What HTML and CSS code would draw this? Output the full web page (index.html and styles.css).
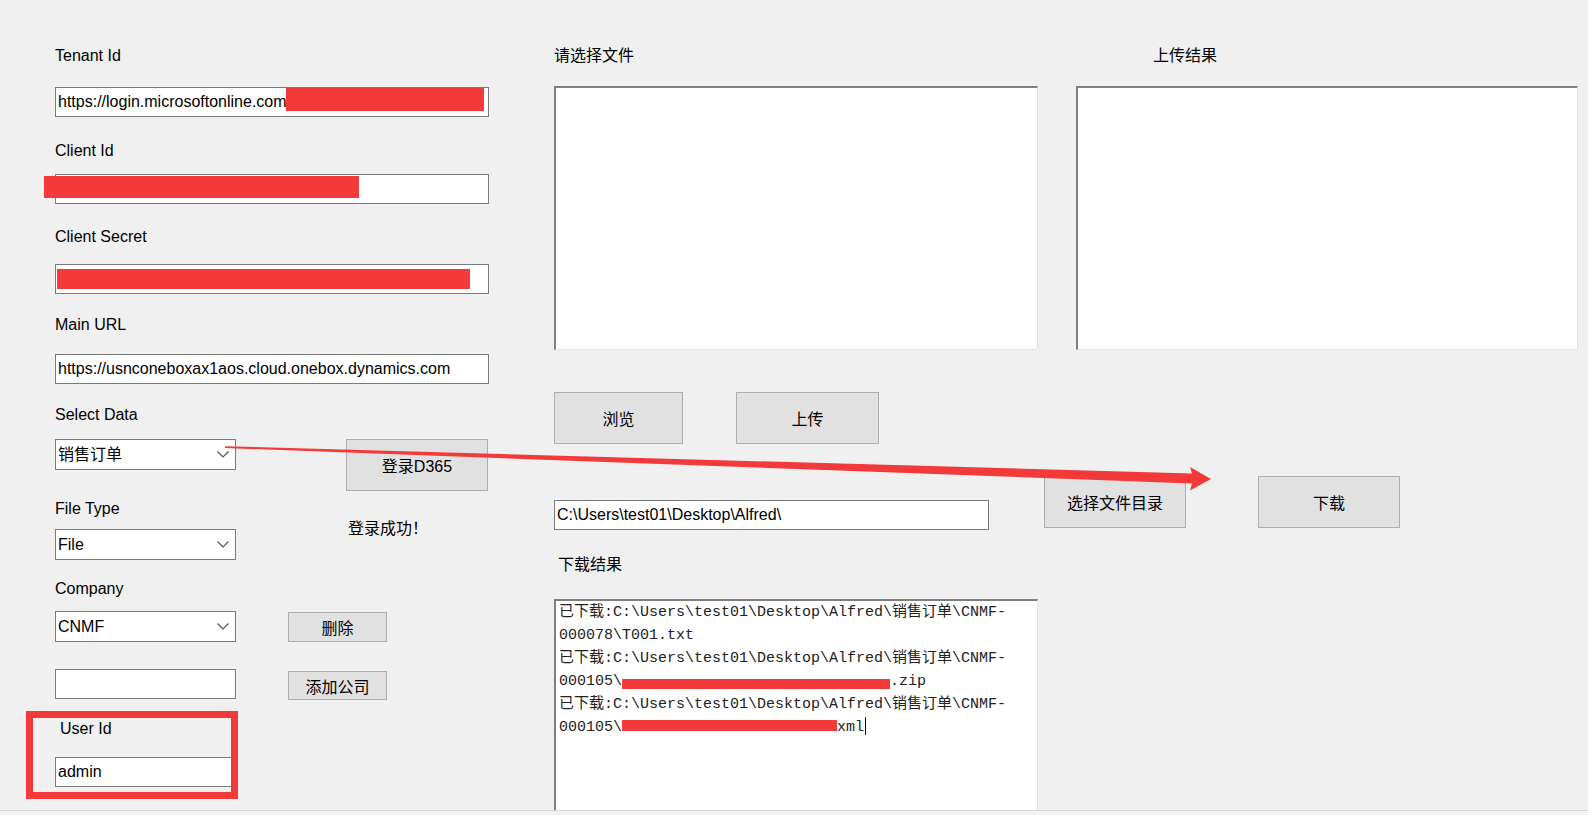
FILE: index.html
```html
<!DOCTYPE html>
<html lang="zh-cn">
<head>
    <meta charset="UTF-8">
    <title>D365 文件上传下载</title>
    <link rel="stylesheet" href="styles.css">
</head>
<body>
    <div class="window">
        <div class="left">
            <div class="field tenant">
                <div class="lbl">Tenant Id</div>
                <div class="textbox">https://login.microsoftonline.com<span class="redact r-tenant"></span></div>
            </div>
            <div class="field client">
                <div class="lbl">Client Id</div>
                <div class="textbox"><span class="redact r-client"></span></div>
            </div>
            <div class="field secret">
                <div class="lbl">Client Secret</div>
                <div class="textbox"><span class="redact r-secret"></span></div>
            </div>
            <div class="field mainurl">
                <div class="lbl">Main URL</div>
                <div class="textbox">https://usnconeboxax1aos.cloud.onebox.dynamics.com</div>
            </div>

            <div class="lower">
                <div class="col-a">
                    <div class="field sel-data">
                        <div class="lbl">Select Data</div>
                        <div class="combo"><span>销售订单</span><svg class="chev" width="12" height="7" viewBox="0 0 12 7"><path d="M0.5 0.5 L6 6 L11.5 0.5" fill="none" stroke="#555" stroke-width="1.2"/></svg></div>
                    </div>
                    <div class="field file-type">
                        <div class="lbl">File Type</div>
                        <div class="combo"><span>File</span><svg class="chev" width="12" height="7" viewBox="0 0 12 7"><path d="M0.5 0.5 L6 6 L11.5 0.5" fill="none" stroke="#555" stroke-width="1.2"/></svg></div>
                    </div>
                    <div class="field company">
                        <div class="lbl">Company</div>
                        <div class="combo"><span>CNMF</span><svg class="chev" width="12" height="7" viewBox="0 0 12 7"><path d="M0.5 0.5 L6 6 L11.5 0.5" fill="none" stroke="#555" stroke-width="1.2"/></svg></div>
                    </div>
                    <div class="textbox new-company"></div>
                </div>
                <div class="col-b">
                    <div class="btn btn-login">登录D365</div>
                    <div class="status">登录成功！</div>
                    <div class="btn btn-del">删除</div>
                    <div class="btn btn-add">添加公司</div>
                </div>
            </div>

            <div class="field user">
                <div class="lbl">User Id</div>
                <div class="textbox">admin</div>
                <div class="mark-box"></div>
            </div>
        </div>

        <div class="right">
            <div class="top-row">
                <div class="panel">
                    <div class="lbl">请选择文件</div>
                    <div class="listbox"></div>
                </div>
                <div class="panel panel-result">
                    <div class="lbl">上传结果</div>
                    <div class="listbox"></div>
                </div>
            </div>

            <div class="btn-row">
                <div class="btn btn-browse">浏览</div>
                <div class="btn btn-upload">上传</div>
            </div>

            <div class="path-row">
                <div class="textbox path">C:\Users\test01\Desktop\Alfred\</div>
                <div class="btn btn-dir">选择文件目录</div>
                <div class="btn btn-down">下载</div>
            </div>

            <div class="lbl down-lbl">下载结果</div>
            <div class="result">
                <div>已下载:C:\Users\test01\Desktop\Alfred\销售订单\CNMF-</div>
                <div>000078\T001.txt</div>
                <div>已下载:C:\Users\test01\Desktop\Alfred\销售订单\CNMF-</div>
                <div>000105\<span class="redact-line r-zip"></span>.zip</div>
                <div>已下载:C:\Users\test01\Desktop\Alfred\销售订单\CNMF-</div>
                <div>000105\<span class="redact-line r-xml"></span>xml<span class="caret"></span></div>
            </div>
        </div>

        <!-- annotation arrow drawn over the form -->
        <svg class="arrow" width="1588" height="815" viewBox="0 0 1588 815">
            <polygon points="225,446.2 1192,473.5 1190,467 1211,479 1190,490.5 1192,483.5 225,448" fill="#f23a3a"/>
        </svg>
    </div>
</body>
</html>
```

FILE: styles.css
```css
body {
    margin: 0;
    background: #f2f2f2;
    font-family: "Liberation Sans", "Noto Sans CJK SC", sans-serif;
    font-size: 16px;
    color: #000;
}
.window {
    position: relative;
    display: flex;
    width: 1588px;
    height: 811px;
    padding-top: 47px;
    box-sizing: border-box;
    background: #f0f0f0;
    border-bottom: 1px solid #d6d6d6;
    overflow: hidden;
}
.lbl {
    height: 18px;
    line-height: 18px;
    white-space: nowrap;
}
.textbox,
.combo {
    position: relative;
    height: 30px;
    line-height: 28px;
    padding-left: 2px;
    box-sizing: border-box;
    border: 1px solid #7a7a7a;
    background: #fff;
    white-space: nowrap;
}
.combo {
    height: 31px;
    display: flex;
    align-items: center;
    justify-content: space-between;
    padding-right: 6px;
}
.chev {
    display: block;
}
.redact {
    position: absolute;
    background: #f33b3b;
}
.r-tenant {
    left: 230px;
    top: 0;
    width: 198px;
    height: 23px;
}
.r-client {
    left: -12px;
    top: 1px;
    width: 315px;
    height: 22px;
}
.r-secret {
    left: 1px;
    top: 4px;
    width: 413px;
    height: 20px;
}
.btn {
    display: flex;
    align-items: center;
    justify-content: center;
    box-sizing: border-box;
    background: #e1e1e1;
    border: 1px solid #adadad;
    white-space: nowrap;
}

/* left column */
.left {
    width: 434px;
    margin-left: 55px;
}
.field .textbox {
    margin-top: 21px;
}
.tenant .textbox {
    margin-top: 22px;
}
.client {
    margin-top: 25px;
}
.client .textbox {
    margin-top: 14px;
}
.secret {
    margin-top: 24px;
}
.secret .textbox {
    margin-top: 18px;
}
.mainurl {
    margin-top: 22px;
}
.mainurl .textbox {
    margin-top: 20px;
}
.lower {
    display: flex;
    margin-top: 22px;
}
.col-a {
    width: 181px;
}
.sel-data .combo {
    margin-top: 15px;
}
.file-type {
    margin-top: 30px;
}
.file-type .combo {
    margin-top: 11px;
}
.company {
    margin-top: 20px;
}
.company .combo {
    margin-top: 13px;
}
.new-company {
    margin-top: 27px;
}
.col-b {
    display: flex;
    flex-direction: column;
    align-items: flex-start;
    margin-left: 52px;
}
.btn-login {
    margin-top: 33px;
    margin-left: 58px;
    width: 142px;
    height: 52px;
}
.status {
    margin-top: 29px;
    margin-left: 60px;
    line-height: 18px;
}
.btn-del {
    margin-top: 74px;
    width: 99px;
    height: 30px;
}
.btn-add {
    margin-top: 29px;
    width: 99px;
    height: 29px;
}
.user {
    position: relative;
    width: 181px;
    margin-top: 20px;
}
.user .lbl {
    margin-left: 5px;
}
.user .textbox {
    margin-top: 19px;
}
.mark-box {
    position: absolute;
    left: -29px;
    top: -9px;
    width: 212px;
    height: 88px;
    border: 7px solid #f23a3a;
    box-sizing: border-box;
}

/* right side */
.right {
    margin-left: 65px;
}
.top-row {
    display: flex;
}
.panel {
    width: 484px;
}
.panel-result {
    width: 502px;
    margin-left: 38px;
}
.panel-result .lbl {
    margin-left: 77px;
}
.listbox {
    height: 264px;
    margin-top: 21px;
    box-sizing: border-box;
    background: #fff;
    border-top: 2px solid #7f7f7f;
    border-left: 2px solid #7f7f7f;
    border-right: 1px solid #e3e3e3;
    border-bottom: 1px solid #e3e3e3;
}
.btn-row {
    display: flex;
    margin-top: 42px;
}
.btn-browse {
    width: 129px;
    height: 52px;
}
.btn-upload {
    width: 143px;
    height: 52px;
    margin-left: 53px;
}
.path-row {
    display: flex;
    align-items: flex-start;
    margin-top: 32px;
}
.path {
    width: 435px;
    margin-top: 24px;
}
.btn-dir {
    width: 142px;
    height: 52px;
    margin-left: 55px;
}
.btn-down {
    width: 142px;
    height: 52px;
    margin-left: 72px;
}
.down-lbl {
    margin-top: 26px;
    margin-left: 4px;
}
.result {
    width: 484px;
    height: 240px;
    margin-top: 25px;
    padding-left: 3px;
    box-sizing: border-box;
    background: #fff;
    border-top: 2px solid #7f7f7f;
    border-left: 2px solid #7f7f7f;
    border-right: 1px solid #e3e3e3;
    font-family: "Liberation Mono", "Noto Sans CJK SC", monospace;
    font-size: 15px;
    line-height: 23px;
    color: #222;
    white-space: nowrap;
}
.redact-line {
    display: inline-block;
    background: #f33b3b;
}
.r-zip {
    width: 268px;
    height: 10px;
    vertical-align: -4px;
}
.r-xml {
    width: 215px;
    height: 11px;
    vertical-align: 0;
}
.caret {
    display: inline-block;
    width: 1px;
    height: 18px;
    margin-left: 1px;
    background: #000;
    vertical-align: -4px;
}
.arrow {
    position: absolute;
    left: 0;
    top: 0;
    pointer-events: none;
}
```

────────────────────────────────────────

(Task prompt): Pick out the lines containing the string "styles".

(Solution):
What HTML and CSS code would draw this? Output the full web page (index.html and styles.css).
    <link rel="stylesheet" href="styles.css">
FILE: styles.css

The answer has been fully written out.